2014年から2018年にかけて8つの主な財閥の総帥一家が受け取った年平均の配当額は、約952億ウォンだ。これは、同期間のこれら総帥一家の年平均報酬403億ウォンの2倍を超える。消費と税金を考慮しても、一世代の間に彼らがこのような水準の報酬と配当所得を得続ければ、平均でおおよそ3兆5000億ウォンほどの富を各世代が蓄積することになる。これは持ち株そのものの価値を含まない額だ。
問題は、このような富の蓄積の過程が公正でないというところにある。財閥総帥一家の保有する株のほとんどは親から(便法的に)相続を受けるか、あるいは「仕事の集中的受注」のような方法で小額株主の犠牲の上に得られたものだ。これは血筋プレミアムという問題の延長線上にあり、韓国社会の経済的不平等の問題をさらに深める。
■無責任
今年、新世界のチョン・ヨンジン会長は、副会長就任から18年で会長に昇進した。グループ側は「チョン会長を中心として、急速に変化する環境を『正面突破』するための決定」だと述べた。しかしチョン会長が副会長として在職していたこの5年間で、新世界の株価は59%下落した。特に昨年1年間は、新世界の株価は20%下落しており、市場では彼の誤った判断と無能が大きな要因だとよく指摘されている。チョン会長の母親であるイ・ミョンヒ総括会長は普段から、人事において「信賞必罰」を強調していることが知られる。しかし、今回の人事ではその原則が適用されなかったようだ。経営失敗の責任は専門経営者が取った一方で、逆にチョン会長は栄転した。そして新世界は創業以来、初の希望退職を募集する。無能なのは財閥総帥なのだが、職を失うのは平凡な人々だ。新世界のチョン・ヨンジン会長の昇進は、世襲の特権勢力である総帥一家の経営上の無責任が生む問題とはいかなるものかをはっきりと示す例だ。
自分の家族を除いて、誰に対しても厳しい財閥総帥。これと類似した事例は、他の財閥でも容易に見つかる。韓国において財閥総帥が経営に責任を取るケースは、グループそのものが没落して強制的に追い出されるまでは、ほぼ見られない。経営能力は世襲されない。有能な財閥総帥にも無能な後継者が生まれうるということであり、それが自然だ。
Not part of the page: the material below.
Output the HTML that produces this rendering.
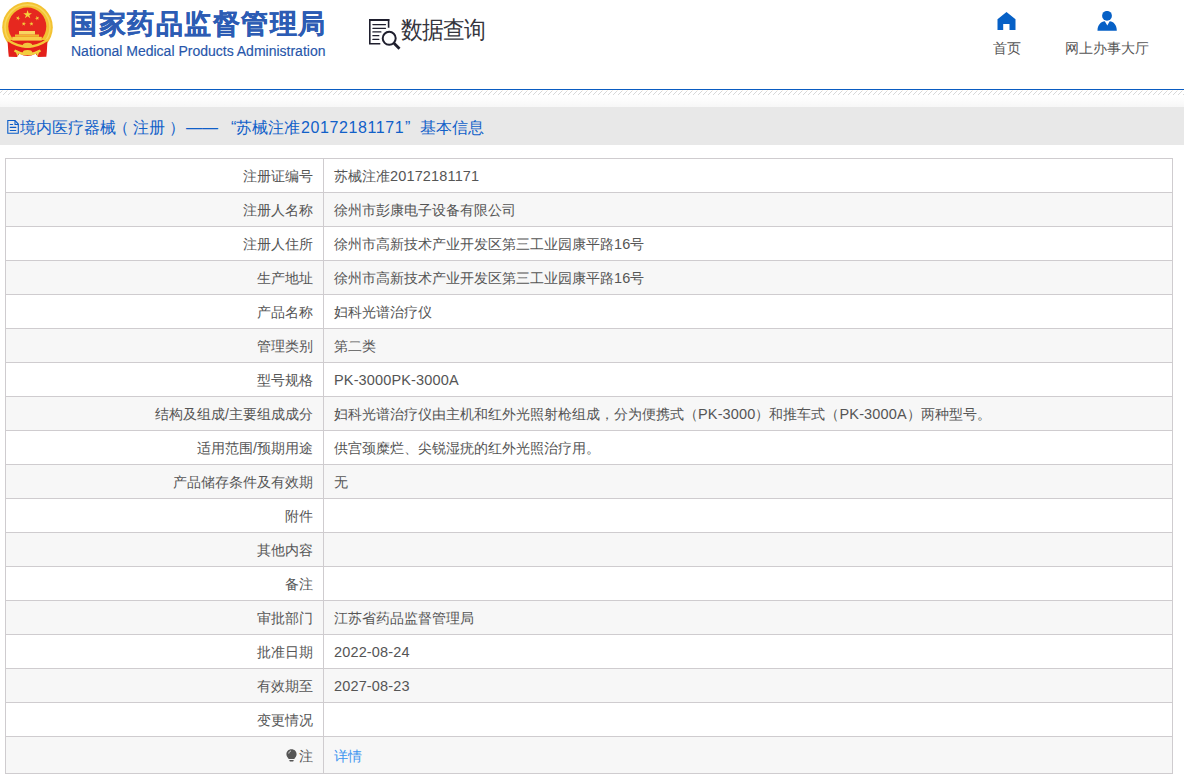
<!DOCTYPE html>
<html><head><meta charset="utf-8">
<style>
*{margin:0;padding:0;box-sizing:border-box}
html,body{width:1184px;height:783px;overflow:hidden;background:#fff;font-family:"Liberation Sans",sans-serif;}
.abs{position:absolute}
.t1{position:absolute;left:70px;top:8px;font-size:27px;font-weight:900;color:#2c5cb4;white-space:nowrap;line-height:32px;letter-spacing:1.5px;-webkit-text-stroke:0.3px #2c5cb4}
.t2{position:absolute;left:71px;top:42.6px;font-size:14px;color:#2756aa;white-space:nowrap;line-height:16px;-webkit-text-stroke:0.15px #2756aa}
.sq{position:absolute;left:401px;top:15.2px;font-size:22px;color:#34343c;line-height:28px;white-space:nowrap;letter-spacing:-1px;transform:scaleY(1.1);transform-origin:0 0}
.nav{position:absolute;top:39px;font-size:14px;color:#555;white-space:nowrap;line-height:18px}
.line{position:absolute;left:0;top:89px;width:1184px;height:1px;background:#0a5cc2}
.grad{position:absolute;left:0;top:95px;width:1184px;height:12px;background:linear-gradient(#fff,#fff 15%,#f7f7f7)}
.bar{position:absolute;left:0;top:107px;width:1184px;height:38px;background:#e8e8e8;font-size:16px;color:#1060c8;line-height:20px;white-space:nowrap}
.bar span{position:absolute;top:11px}
table{position:absolute;left:5px;top:158px;width:1168px;border-collapse:collapse}
td{border:1px solid #cfcccf;height:34px;font-size:14px;color:#555;line-height:18px;padding:0 10px;white-space:nowrap}
td.l{width:318px;text-align:right}
tr:nth-child(even) td{background:#f7f7f7}
tr.last td{height:37px;padding-top:2px}
a{color:#3d95f0;text-decoration:none}
.n{font-size:14.5px;letter-spacing:0.15px;line-height:18px}
</style></head><body>
<svg class="abs" style="left:0;top:0" width="56" height="60" viewBox="0 0 56 60">
  <circle cx="27.5" cy="27.3" r="25.3" fill="#f3c232"/>
  <circle cx="27.5" cy="27.3" r="22.5" fill="none" stroke="#f8d65a" stroke-width="1.5"/>
  <circle cx="27.3" cy="26.5" r="19" fill="#e6281f"/>
  <path d="M7.5 40 L8.3 52 L8.8 56.8 L17 57 L19.5 53.5 Q27.5 58.5 35.5 53.5 L38 57 L46.3 56.8 L46.8 52 L47.5 40 Z" fill="#e3201a"/>
  <path d="M7 39.5 Q27.5 54 48 39.5" fill="none" stroke="#f5c838" stroke-width="2.4"/>
  <ellipse cx="27.5" cy="45.3" rx="4.8" ry="2.6" fill="#f2c53e"/>
  <path d="M14.5 50.5 Q27.5 58 40.5 50.5" fill="none" stroke="#f3d040" stroke-width="2.2"/>
  <ellipse cx="27.5" cy="52.3" rx="4.6" ry="2.4" fill="#f3cd3e"/>
  <path d="M15 50 L19 51.5 L17.5 56.5 Z M40 50 L36 51.5 L37.5 56.5 Z" fill="#f0d040"/>
  <rect x="12.3" y="36.8" width="29.5" height="3.8" fill="#f7cd48"/>
  <rect x="15" y="34.5" width="24" height="2.3" fill="#f2b830"/>
  <rect x="19" y="31" width="16" height="3.5" fill="#f9d561"/>
  <path d="M27.60 10.00 L28.63 13.18 L31.97 13.18 L29.27 15.14 L30.30 18.32 L27.60 16.36 L24.90 18.32 L25.93 15.14 L23.23 13.18 L26.57 13.18 Z" fill="#f6d33e"/>
  <path d="M18.79 16.04 L18.73 17.71 L20.30 18.28 L18.69 18.74 L18.63 20.41 L17.70 19.03 L16.09 19.49 L17.12 18.17 L16.19 16.78 L17.76 17.36 Z M36.41 16.04 L37.44 17.36 L39.01 16.78 L38.08 18.17 L39.11 19.49 L37.50 19.03 L36.57 20.41 L36.51 18.74 L34.90 18.28 L36.47 17.71 Z M24.20 21.53 L24.43 23.19 L26.08 23.48 L24.58 24.21 L24.81 25.87 L23.65 24.67 L22.15 25.40 L22.93 23.92 L21.77 22.72 L23.41 23.01 Z M31.00 21.53 L31.79 23.01 L33.43 22.72 L32.27 23.92 L33.05 25.40 L31.55 24.67 L30.39 25.87 L30.62 24.21 L29.12 23.48 L30.77 23.19 Z" fill="#f3cf3c"/>
</svg>
<div class="t1">国家药品监督管理局</div>
<div class="t2">National Medical Products Administration</div>
<svg class="abs" style="left:364px;top:14px" width="40" height="40" viewBox="0 0 40 40">
  <path d="M16.3 29.8 H5.8 V5.9 H24.6 V13.8" fill="none" stroke="#1f1f2e" stroke-width="1.6"/>
  <path d="M5 6 H25.3" stroke="#1f1f2e" stroke-width="1.9"/>
  <path d="M8.9 10.6 H21.5 M8.9 14.3 H21.5 M8.9 17.9 H16.9 M8.9 21.7 H14.8 M8.9 25.4 H14.8" stroke="#1f1f2e" stroke-width="1.3" stroke-linecap="round"/>
  <circle cx="25.2" cy="24.3" r="6.5" fill="none" stroke="#1f1f2e" stroke-width="2"/>
  <path d="M29.8 29 L35.5 34.8" stroke="#1f1f2e" stroke-width="2.8"/>
</svg>
<div class="sq">数据查询</div>
<svg class="abs" style="left:997px;top:12px" width="19" height="19" viewBox="0 0 19 19"><path d="M9.5 0 L18.5 7.3 V18 H12.5 V11.9 H6.2 V18 H0.5 V7.3 Z" fill="#0660c6"/></svg>
<div class="nav" style="left:993px">首页</div>
<svg class="abs" style="left:1097px;top:11px" width="21" height="21" viewBox="0 0 21 21"><circle cx="10" cy="4.8" r="4.9" fill="#0660c6"/><path d="M0.5 19.7 C0.5 14 4 10.6 7.8 10.3 L10.3 14.5 L12.7 10.3 C16.5 10.6 19.8 14 19.8 19.7 Z" fill="#0660c6"/></svg>
<div class="nav" style="left:1065px">网上办事大厅</div>
<div class="line"></div>
<svg class="abs" style="left:0;top:90px" width="1184" height="5">
  <defs><pattern id="h" x="0" y="0" width="5" height="5" patternUnits="userSpaceOnUse">
    <rect x="2" y="0" width="1" height="1" fill="#f6eee2"/>
    <rect x="1" y="1" width="1" height="1" fill="#d8d8d8"/>
    <rect x="0" y="2" width="1" height="1" fill="#d8d8d8"/>
    <rect x="4" y="3" width="1" height="1" fill="#d8d8d8"/>
    <rect x="3" y="4" width="1" height="1" fill="#d8d8d8"/>
  </pattern></defs>
  <rect width="1184" height="5" fill="url(#h)" shape-rendering="crispEdges"/>
</svg>
<div class="grad"></div>
<div class="bar">
  <svg class="abs" style="left:6px;top:12px" width="15" height="16" viewBox="0 0 15 16"><path d="M1.8 1.5 H9 L12.3 5 V14.2 H1.8 Z" fill="none" stroke="#0a5cc8" stroke-width="1.1"/><path d="M9 1.5 V5.5 H12.3" fill="none" stroke="#0a5cc8" stroke-width="1.1"/><path d="M4.3 5.5 H6.6 M4.3 8.4 H9.8 M4.3 11.5 H9.8" stroke="#0a5cc8" stroke-width="1.2" stroke-linecap="round"/></svg>
  <span style="left:20px">境内医疗器械</span>
  <span style="left:113px">（</span>
  <span style="left:133px">注册</span>
  <span style="left:169px">）</span>
  <span style="left:186px;letter-spacing:0">——</span>
  <span style="left:231px">“</span>
  <span style="left:236px">苏械注准</span>
  <span style="left:301px;letter-spacing:0.6px">20172181171</span>
  <span style="left:405px">”</span>
  <span style="left:420px">基本信息</span>
</div>
<table>
<tr><td class="l">注册证编号</td><td>苏械注准<span class="n">20172181171</span></td></tr>
<tr><td class="l">注册人名称</td><td>徐州市彭康电子设备有限公司</td></tr>
<tr><td class="l">注册人住所</td><td>徐州市高新技术产业开发区第三工业园康平路<span class="n">16</span>号</td></tr>
<tr><td class="l">生产地址</td><td>徐州市高新技术产业开发区第三工业园康平路<span class="n">16</span>号</td></tr>
<tr><td class="l">产品名称</td><td>妇科光谱治疗仪</td></tr>
<tr><td class="l">管理类别</td><td>第二类</td></tr>
<tr><td class="l">型号规格</td><td><span class="n">PK-3000PK-3000A</span></td></tr>
<tr><td class="l">结构及组成/主要组成成分</td><td>妇科光谱治疗仪由主机和红外光照射枪组成，分为便携式（<span class="n">PK-3000</span>）和推车式（<span class="n">PK-3000A</span>）两种型号。</td></tr>
<tr><td class="l">适用范围/预期用途</td><td>供宫颈糜烂、尖锐湿疣的红外光照治疗用。</td></tr>
<tr><td class="l">产品储存条件及有效期</td><td>无</td></tr>
<tr><td class="l">附件</td><td></td></tr>
<tr><td class="l">其他内容</td><td></td></tr>
<tr><td class="l">备注</td><td></td></tr>
<tr><td class="l">审批部门</td><td>江苏省药品监督管理局</td></tr>
<tr><td class="l">批准日期</td><td><span class="n">2022-08-24</span></td></tr>
<tr><td class="l">有效期至</td><td><span class="n">2027-08-23</span></td></tr>
<tr><td class="l">变更情况</td><td></td></tr>
<tr class="last"><td class="l"><svg width="11" height="13" viewBox="0 0 11 13" style="vertical-align:-1px;margin-right:2px"><path d="M5.5 0.3 C8.6 0.3 10.6 2.6 10.6 5.2 C10.6 7.4 9 8.5 8.3 10 H2.7 C2 8.5 0.4 7.4 0.4 5.2 C0.4 2.6 2.4 0.3 5.5 0.3 Z" fill="#555"/><path d="M3.2 11 H7.8 L7.2 12.6 H3.8 Z" fill="#555"/><path d="M2.8 4.5 C3 3 4 2.2 5 2" stroke="#eee" stroke-width="0.9" fill="none"/></svg>注</td><td><a>详情</a></td></tr>
</table>
</body></html>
問題は無能そのものというより、無能な経営陣が責任を取らない財閥の鉄壁の支配構造にある。にもかかわらず、政界は先頭に立って財閥総帥一家に有利な政策を推進しようとしている。純資産の価値に比べて株価が低いのは支配株主の無能や私益追求のせいではなく、相続税が高すぎるせいだとして、税率を見直そうとしているのが代表的な例だ。このような世の中は、財閥にとってはすばらしい新世界かも知れないが、ほとんどの国民にとっては不条理な世界である。